SHORT PROBLEM. Repeat exactly the lines running from the first line of the data to the line containing "import React from 'react';", both ends included, and nothing else; drop the pictures.

DATA LINES.
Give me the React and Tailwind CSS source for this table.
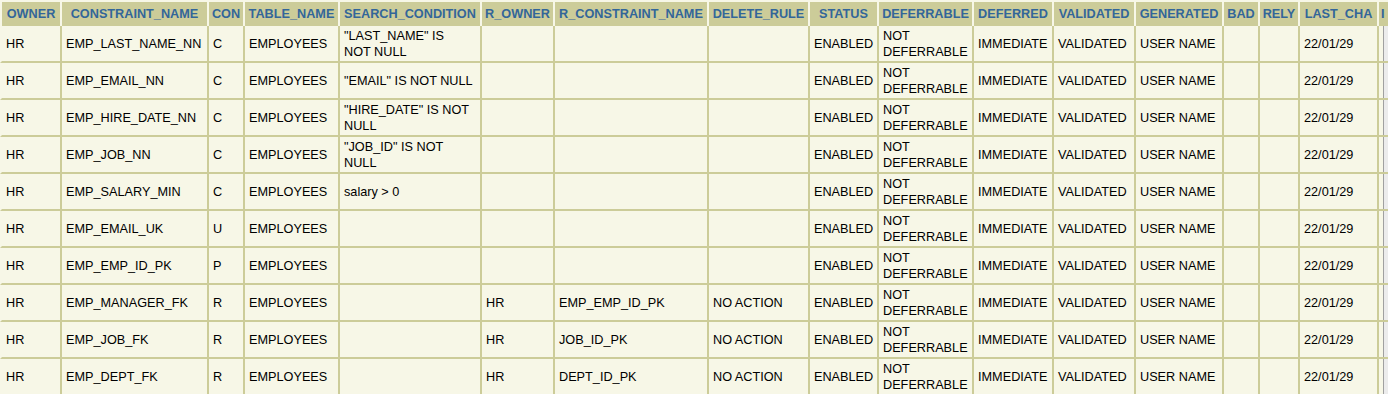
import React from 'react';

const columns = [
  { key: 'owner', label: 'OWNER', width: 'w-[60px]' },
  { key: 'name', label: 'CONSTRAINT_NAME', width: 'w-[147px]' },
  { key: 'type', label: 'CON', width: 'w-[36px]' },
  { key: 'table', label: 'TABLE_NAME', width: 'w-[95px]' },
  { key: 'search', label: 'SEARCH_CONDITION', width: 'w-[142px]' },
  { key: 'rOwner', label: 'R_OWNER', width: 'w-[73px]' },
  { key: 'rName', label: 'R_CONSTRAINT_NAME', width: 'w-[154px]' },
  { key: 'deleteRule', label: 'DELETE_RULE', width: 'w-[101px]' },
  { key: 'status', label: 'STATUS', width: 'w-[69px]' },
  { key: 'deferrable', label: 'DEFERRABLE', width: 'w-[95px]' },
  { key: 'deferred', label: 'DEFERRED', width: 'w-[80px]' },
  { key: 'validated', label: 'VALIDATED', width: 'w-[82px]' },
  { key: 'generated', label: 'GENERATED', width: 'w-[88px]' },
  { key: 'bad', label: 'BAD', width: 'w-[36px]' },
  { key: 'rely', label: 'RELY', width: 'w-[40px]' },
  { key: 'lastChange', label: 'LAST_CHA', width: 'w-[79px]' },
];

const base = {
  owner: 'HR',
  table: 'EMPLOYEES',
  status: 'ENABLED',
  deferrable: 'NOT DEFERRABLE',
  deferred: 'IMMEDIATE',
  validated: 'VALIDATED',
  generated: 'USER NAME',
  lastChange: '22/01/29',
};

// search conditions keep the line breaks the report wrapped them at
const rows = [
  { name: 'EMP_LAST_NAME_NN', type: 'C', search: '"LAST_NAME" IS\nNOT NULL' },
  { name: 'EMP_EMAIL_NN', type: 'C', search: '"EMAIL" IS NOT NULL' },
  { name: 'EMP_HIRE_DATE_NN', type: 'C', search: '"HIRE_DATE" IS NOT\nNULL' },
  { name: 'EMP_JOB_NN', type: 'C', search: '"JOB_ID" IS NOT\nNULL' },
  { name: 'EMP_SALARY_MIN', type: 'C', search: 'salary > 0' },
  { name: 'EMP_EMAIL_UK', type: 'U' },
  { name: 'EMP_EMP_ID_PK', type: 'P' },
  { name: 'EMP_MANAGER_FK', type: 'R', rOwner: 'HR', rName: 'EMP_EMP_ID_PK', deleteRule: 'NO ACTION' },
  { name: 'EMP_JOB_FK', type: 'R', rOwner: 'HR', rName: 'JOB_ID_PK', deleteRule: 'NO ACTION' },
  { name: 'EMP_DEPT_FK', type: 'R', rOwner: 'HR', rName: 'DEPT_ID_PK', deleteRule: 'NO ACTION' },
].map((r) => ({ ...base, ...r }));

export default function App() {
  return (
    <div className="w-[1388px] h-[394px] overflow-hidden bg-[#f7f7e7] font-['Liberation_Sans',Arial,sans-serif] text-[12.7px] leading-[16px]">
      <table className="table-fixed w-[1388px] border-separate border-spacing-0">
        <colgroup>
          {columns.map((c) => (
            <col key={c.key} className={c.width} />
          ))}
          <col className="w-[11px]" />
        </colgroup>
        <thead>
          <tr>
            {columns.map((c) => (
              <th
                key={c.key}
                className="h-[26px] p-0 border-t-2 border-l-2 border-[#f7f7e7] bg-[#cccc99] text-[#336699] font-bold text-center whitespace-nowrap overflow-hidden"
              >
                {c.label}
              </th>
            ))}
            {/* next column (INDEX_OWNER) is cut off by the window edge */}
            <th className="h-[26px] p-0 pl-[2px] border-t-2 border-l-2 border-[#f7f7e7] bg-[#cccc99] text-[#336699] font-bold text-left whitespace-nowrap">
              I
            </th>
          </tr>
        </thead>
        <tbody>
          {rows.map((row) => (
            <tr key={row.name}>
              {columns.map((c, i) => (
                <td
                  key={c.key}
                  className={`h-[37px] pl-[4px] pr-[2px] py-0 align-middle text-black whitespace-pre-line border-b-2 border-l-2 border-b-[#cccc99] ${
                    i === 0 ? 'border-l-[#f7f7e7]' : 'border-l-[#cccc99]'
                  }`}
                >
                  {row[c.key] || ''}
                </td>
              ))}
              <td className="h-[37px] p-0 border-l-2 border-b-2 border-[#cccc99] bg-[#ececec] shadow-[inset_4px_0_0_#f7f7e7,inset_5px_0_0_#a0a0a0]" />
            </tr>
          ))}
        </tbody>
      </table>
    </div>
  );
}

OUTPUT.
Give me the React and Tailwind CSS source for this table.
import React from 'react';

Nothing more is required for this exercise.